Determined to prove his company wrong, he arranged several wine tastings in Adelaide, where Grange Hermitage was panned by the critics. 'A concoction of wild fruits and sundry berries with crushed ants predominating,' said one critic. 'A very good dry port' and 'an anaesthetic' were among other unflattering descriptions. Stung by the criticism and ordered by Penfolds to stop production, he became, in his own words, 'quite pig-headed about it', turning a blind eye and continuing to produce Grange Hermitage, albeit without expensive new American oak.

As the earliest wines began to mature, soften and develop bouquet in bottle, former critics began to sit up and take note. He was instructed to start making Grange Hermitage again from the 1960 vintage, but his real vindication came when the 1955 was submitted in the open Claret class of the Sydney Show in 1962 and came away with a gold medal. The same wine went on to win 50 gold medals and Schubert to continue to produce monumental Grange Hermitages until his retirement in 1975.

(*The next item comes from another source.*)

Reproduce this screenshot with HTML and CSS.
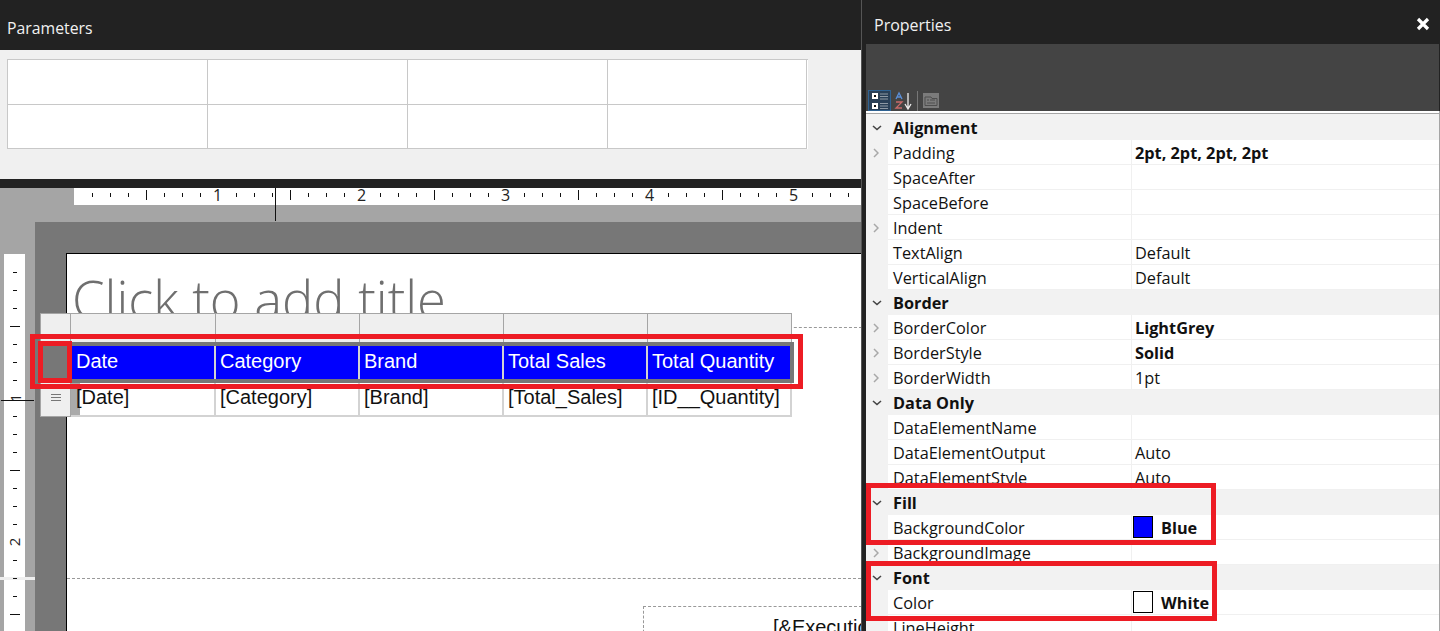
FILE: index.html
```html
<!DOCTYPE html>
<html lang="en">
<head>
    <meta charset="UTF-8">
    <title>Report Builder</title>
    <link rel="stylesheet" href="styles.css">
</head>
<body>
<div class="app">
    <div class="left-pane">
        <div class="pane-title">Parameters</div>
        <div class="param-area">
            <div class="param-grid">
                <div></div><div></div><div></div><div></div>
                <div></div><div></div><div></div><div></div>
            </div>
        </div>
        <div class="dark-bar"></div>
        <div class="design-area">
            <div class="h-ruler">
                <span class="h-num n1">1</span><span class="h-num n2">2</span><span class="h-num n3">3</span><span class="h-num n4">4</span><span class="h-num n5">5</span>
            </div>
            <div class="h-marker"></div>
            <div class="v-ruler">
                <span class="v-num n1">1</span><span class="v-num n2">2</span>
                <div class="v-gap"></div>
            </div>
            <div class="page-surround">
                <div class="page">
                    <div class="title-box"><div class="title-text">Click to add title</div></div>
                    <div class="exec-box">[&amp;ExecutionTime]</div>
                </div>
            </div>
            <div class="v-marker"></div>
            <div class="tablix">
                <div class="corner"></div>
                <div class="col-handle"></div><div class="col-handle"></div><div class="col-handle"></div><div class="col-handle"></div><div class="col-handle"></div>
                <div class="row-select"></div>
                <div class="head-cells">
                    <div class="head-cell">Date</div>
                    <div class="head-cell">Category</div>
                    <div class="head-cell">Brand</div>
                    <div class="head-cell">Total Sales</div>
                    <div class="head-cell">Total Quantity</div>
                </div>
                <div class="row-handle"><span></span><span></span><span></span></div>
                <div class="data-cell first">[Date]</div>
                <div class="data-cell">[Category]</div>
                <div class="data-cell">[Brand]</div>
                <div class="data-cell">[Total_Sales]</div>
                <div class="data-cell">[ID__Quantity]</div>
            </div>
            <div class="mark mark-row"></div>
            <div class="mark mark-select"></div>
        </div>
    </div>

    <div class="props-pane">
        <div class="props-title">
            <span>Properties</span>
            <svg class="close-icon" width="14" height="14" viewBox="0 0 14 14"><path d="M2 2L12 12M12 2L2 12" stroke="#fff" stroke-width="3.200"/></svg>
        </div>
        <div class="props-toolbar">
            <div class="tool active">
                <svg width="22" height="20" viewBox="0 0 22 20">
                    <rect x="3" y="2" width="6" height="6" fill="#fff"/><rect x="5" y="4" width="2" height="2" fill="#111"/>
                    <rect x="3" y="12" width="6" height="6" fill="#fff"/><rect x="5" y="14" width="2" height="2" fill="#111"/>
                    <path d="M11 3h8M11 5.500h8M11 8h8M11 12.500h8M11 15h8M11 17.500h8" stroke="#8f9aa5" stroke-width="1"/>
                </svg>
            </div>
            <div class="tool">
                <svg width="20" height="20" viewBox="0 0 20 20">
                    <path d="M2 8L5 2L8 8M3 6h4" stroke="#5b8fd8" stroke-width="1.300" fill="none"/>
                    <path d="M2 11h6L2 17h6" stroke="#c96a6a" stroke-width="1.300" fill="none"/>
                    <path d="M14 2v15M11 13l3 5l3-5" stroke="#eee" stroke-width="1.300" fill="none"/>
                </svg>
            </div>
            <div class="tool-sep"></div>
            <div class="tool plain">
                <svg width="18" height="16" viewBox="0 0 18 16">
                    <rect x="0" y="0" width="16" height="15" fill="#7b7b7b"/>
                    <path d="M2 4h6l1 1.500h5v7H2z" fill="none" stroke="#4e4e4e"/>
                    <path d="M4 7h2M7 7h5M4 10h8" stroke="#4e4e4e"/>
                </svg>
            </div>
        </div>
        <div class="grid" id="grid"></div>
        <div class="mark mark-fill"></div>
        <div class="mark mark-font"></div>
    </div>
</div>
<script>
    const rows = [
        { group: 'Alignment' },
        { name: 'Padding', value: '2pt, 2pt, 2pt, 2pt', bold: true, more: true },
        { name: 'SpaceAfter' },
        { name: 'SpaceBefore' },
        { name: 'Indent', more: true },
        { name: 'TextAlign', value: 'Default' },
        { name: 'VerticalAlign', value: 'Default' },
        { group: 'Border' },
        { name: 'BorderColor', value: 'LightGrey', bold: true, more: true },
        { name: 'BorderStyle', value: 'Solid', bold: true, more: true },
        { name: 'BorderWidth', value: '1pt', more: true },
        { group: 'Data Only' },
        { name: 'DataElementName' },
        { name: 'DataElementOutput', value: 'Auto' },
        { name: 'DataElementStyle', value: 'Auto' },
        { group: 'Fill' },
        { name: 'BackgroundColor', value: 'Blue', bold: true, swatch: '#0000ff' },
        { name: 'BackgroundImage', more: true },
        { group: 'Font' },
        { name: 'Color', value: 'White', bold: true, swatch: '#ffffff' },
        { name: 'LineHeight' }
    ];

    const grid = document.getElementById('grid');

    rows.forEach(row => {
        const el = document.createElement('div');
        if (row.group) {
            el.className = 'group-row';
            el.innerHTML = `<svg class="chev" width="10" height="6" viewBox="0 0 10 6"><path d="M1 1l4 3.500L9 1" stroke="#444" stroke-width="1.600" fill="none"/></svg><span>${row.group}</span>`;
        } else {
            el.className = 'prop-row';
            const arrow = row.more ? '<svg width="6" height="10" viewBox="0 0 6 10"><path d="M1 1l4 4l-4 4" stroke="#a8a8a8" stroke-width="1.500" fill="none"/></svg>' : '';
            const swatch = row.swatch ? `<i class="swatch" style="background: ${row.swatch}"></i>` : '';
            el.innerHTML = `<div class="gutter">${arrow}</div><div class="prop-name">${row.name}</div><div class="prop-value${row.bold ? ' bold' : ''}">${swatch}${row.value || ''}</div>`;
        }
        grid.appendChild(el);
    });

    // ruler ticks are every 1/8 inch, 18px apart
    function addTicks(ruler, count, horizontal) {
        for (let i = 1; i <= count; i++) {
            if (i % 8 === 0) continue;
            const tick = document.createElement('i');
            tick.className = i % 4 === 0 ? 'tick major' : 'tick';
            tick.style[horizontal ? 'left' : 'top'] = (i * 18) + 'px';
            ruler.appendChild(tick);
        }
    }
    addTicks(document.querySelector('.h-ruler'), 47, true);
    addTicks(document.querySelector('.v-ruler'), 21, false);
</script>
</body>
</html>
```
FILE: styles.css
```css
html, body {
    margin: 0;
    height: 100%;
    overflow: hidden;
}
body {
    font-family: "Open Sans", "Noto Sans", sans-serif;
    background: #222;
}
.app {
    display: flex;
    width: 1440px;
    height: 631px;
}
.left-pane {
    width: 861px;
    flex: none;
    display: flex;
    flex-direction: column;
    overflow: hidden;
}
.pane-title {
    height: 50px;
    background: #222;
    color: #f1f1f1;
    font-size: 15.800px;
    line-height: 57px;
    padding-left: 7px;
    box-sizing: border-box;
}
.param-area {
    height: 129px;
    background: #f0f0f0;
    padding: 9px 0 0 7px;
    box-sizing: border-box;
}
.param-grid {
    display: grid;
    grid-template-columns: 200px 200px 200px 199px;
    grid-template-rows: 45px 44px;
    width: 800px;
    background: #fff;
    border-top: 1px solid #c8c8c8;
    border-left: 1px solid #c8c8c8;
}
.param-grid div {
    border-right: 1px solid #c8c8c8;
    border-bottom: 1px solid #c8c8c8;
}
.dark-bar {
    height: 9px;
    background: #222;
}
.design-area {
    position: relative;
    flex: 1;
    background: #a5a5a5;
    overflow: hidden;
}
.h-ruler {
    position: absolute;
    left: 74px;
    right: 0;
    top: 0;
    height: 17px;
    background: #fff;
    overflow: hidden;
}
.h-num {
    position: absolute;
    top: 0;
    font-size: 16px;
    line-height: 14px;
    color: #222;
}
.h-num.n1 { left: 139px; }
.h-num.n2 { left: 283px; }
.h-num.n3 { left: 427px; }
.h-num.n4 { left: 571px; }
.h-num.n5 { left: 715px; }
.h-ruler .tick {
    position: absolute;
    top: 5px;
    width: 1px;
    height: 4px;
    background: #111;
}
.h-ruler .tick.major {
    top: 2px;
    height: 10px;
}
.h-marker {
    position: absolute;
    left: 275px;
    top: 0;
    width: 1px;
    height: 33px;
    background: #111;
    z-index: 1;
}
.v-ruler {
    position: absolute;
    left: 4px;
    top: 66px;
    bottom: 0;
    width: 21px;
    background: #fff;
}
.v-ruler .tick {
    position: absolute;
    left: 9px;
    width: 4px;
    height: 1px;
    background: #111;
}
.v-ruler .tick.major {
    left: 6px;
    width: 10px;
}
.v-num {
    position: absolute;
    font-size: 15px;
    line-height: 16px;
    color: #222;
    transform: rotate(-90deg);
}
.v-num.n1 { top: 136px; left: 7px; }
.v-num.n2 { top: 280px; left: 6px; }
.v-gap {
    position: absolute;
    left: -4px;
    top: 323px;
    width: 35px;
    height: 3px;
    background: #efefef;
}
.v-marker {
    position: absolute;
    left: 1px;
    top: 212px;
    width: 33px;
    height: 1px;
    background: #111;
}
.page-surround {
    position: absolute;
    left: 35px;
    right: 0;
    top: 34px;
    bottom: 0;
    background: #777;
    padding: 31px 0 0 31px;
    box-sizing: border-box;
}
.page {
    position: relative;
    height: 100%;
    background: #fff;
    border-top: 1px solid #000;
    border-left: 1px solid #000;
}
.title-box {
    height: 73px;
    width: 794px;
    border-right: 1px dashed #999;
    border-bottom: 1px dashed #999;
    overflow: hidden;
}
.title-text {
    font-weight: 300;
    font-size: 52.500px;
    line-height: 74px;
    padding: 8px 0 0 5px;
    color: #6f6f6f;
    white-space: nowrap;
}
.page::after {
    content: "";
    position: absolute;
    left: 0;
    right: 0;
    top: 324px;
    border-top: 1px dashed #999;
}
.exec-box {
    position: absolute;
    left: 576px;
    top: 352px;
    width: 300px;
    height: 40px;
    border-top: 1px dashed #999;
    border-left: 1px dashed #999;
    font-family: "Liberation Sans", sans-serif;
    font-size: 20px;
    line-height: 40px;
    padding-left: 129px;
    color: #111;
    white-space: nowrap;
}
.tablix {
    position: absolute;
    left: 40px;
    top: 125px;
    width: 752px;
    display: grid;
    grid-template-columns: 31px 145px repeat(4, 144px);
    grid-template-rows: 29px 41px 34px;
    font-family: "Liberation Sans", sans-serif;
    font-size: 20px;
}
.corner, .col-handle {
    background: #efefef;
    border-top: 1px solid #a5a5a5;
    border-right: 1px solid #a5a5a5;
    box-sizing: border-box;
}
.corner {
    border-left: 1px solid #a5a5a5;
}
.row-select {
    background: #777;
    margin-left: 1px;
}
.head-cells {
    grid-column: 2 / 7;
    display: grid;
    grid-template-columns: 145px 144px 144px 144px 142px;
    background: #777;
    padding: 4px 0;
    margin-right: -2px;
}
.head-cell {
    background: #00f;
    color: #fff;
    border-right: 2px solid #d3d3d3;
    line-height: 31px;
    padding-left: 4px;
    box-sizing: border-box;
}
.head-cell:first-child {
    padding-left: 5px;
}
.head-cell:last-child {
    border-right: 0;
}
.row-handle {
    background: #efefef;
    border: 1px solid #a5a5a5;
    border-top: 0;
    box-sizing: border-box;
    display: flex;
    flex-direction: column;
    align-items: center;
    justify-content: center;
    gap: 2px;
    padding-bottom: 4px;
}
.row-handle span {
    width: 10px;
    height: 1px;
    background: #777;
}
.data-cell {
    background: #fff;
    color: #111;
    border-right: 2px solid #d3d3d3;
    border-bottom: 2px solid #d3d3d3;
    line-height: 28px;
    padding-left: 4px;
    box-sizing: border-box;
    white-space: nowrap;
}
.data-cell.first {
    padding-left: 5px;
    background: linear-gradient(to right, #aaa 9px, #fff 9px);
}
.mark {
    position: absolute;
    border: 5px solid #ed1c24;
    box-sizing: border-box;
    pointer-events: none;
}
.mark-row {
    left: 30px;
    top: 146px;
    width: 773px;
    height: 55px;
}
.mark-select {
    left: 38px;
    top: 153px;
    width: 34px;
    height: 42px;
}
.props-pane {
    position: relative;
    flex: 1;
    display: flex;
    flex-direction: column;
    border-left: 1px solid #555;
    background: #222;
}
.props-title {
    height: 41px;
    margin-top: 3px;
    flex: none;
    display: flex;
    align-items: center;
    justify-content: space-between;
    padding: 0 10px 0 12px;
    color: #f1f1f1;
    font-size: 16px;
    line-height: 24px;
    box-sizing: border-box;
}
.props-title span {
    padding-top: 2px;
}
.props-toolbar {
    height: 67px;
    flex: none;
    margin: 0 1px 0 4px;
    background: #444;
    display: flex;
    align-items: flex-end;
    gap: 1px;
    padding: 0 0 0 2px;
    box-sizing: border-box;
}
.tool {
    width: 23px;
    height: 21px;
    display: flex;
    align-items: center;
    justify-content: center;
}
.tool.plain {
    justify-content: flex-start;
}
.tool.active {
    background: #2a4057;
    outline: 1px solid #2f6292;
    outline-offset: -1px;
}
.tool-sep {
    width: 1px;
    height: 20px;
    background: #777;
    margin: 0 4px 0 1px;
}
.grid {
    flex: 1;
    margin-left: 4px;
    padding-top: 2px;
    background: #fff;
    font-size: 16.300px;
    overflow: hidden;
    color: #111;
    border-right: 1px solid #a5a5a5;
}
.group-row {
    height: 25px;
    background: #f2f2f2;
    display: flex;
    align-items: center;
    font-weight: 700;
    box-sizing: border-box;
}
.group-row:first-child {
    height: 27px;
    border-top: 1px solid #a5a5a5;
    padding-top: 2px;
}
.group-row .chev {
    margin-left: 6px;
    margin-right: 11px;
}
.prop-row {
    height: 25px;
    display: grid;
    grid-template-columns: 22px 244px 1fr;
    line-height: 22px;
}
.gutter {
    background: #f2f2f2;
    display: flex;
    align-items: center;
    padding-left: 7px;
}
.prop-name {
    padding: 2px 0 0 5px;
    border-bottom: 1px solid #f0f0f0;
    border-right: 1px solid #f0f0f0;
    white-space: nowrap;
}
.prop-value {
    padding: 2px 0 0 3px;
    border-bottom: 1px solid #f0f0f0;
    display: flex;
    align-items: center;
    white-space: nowrap;
}
.prop-value.bold {
    font-weight: 700;
}
.swatch {
    width: 20px;
    height: 22px;
    border: 1px solid #000;
    margin: -1px 8px 1px -2px;
    box-sizing: border-box;
}
.mark-fill {
    left: 4px;
    top: 483px;
    width: 350px;
    height: 62px;
}
.mark-font {
    left: 4px;
    top: 561px;
    width: 351px;
    height: 60px;
}
```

Public recognition in 1962 was a turning-point, not just for Schubert, but for the Australian wine industry as a whole. Schubert was given the job of restructuring Penfolds' production centres, introducing more cabernet sauvignon, proper controlled fermentation and more oak barrels.

Gradually the emphasis shifted from fortified to table wines, laying the foundations for Australia's huge success in the export market of the last decade. 'We must not be afraid to put into effect the strength of our convictions,' Schubert said: a fitting epitaph for a courageous, imaginative, mild-mannered winemaker.

Max Schubert was awarded the Medal of Australia in 1984 for services to the Australian Wine Industry, he was Decanter magazine's 'Man of the Year' in 1988, and received an Australia Day Citizen Award in 1991.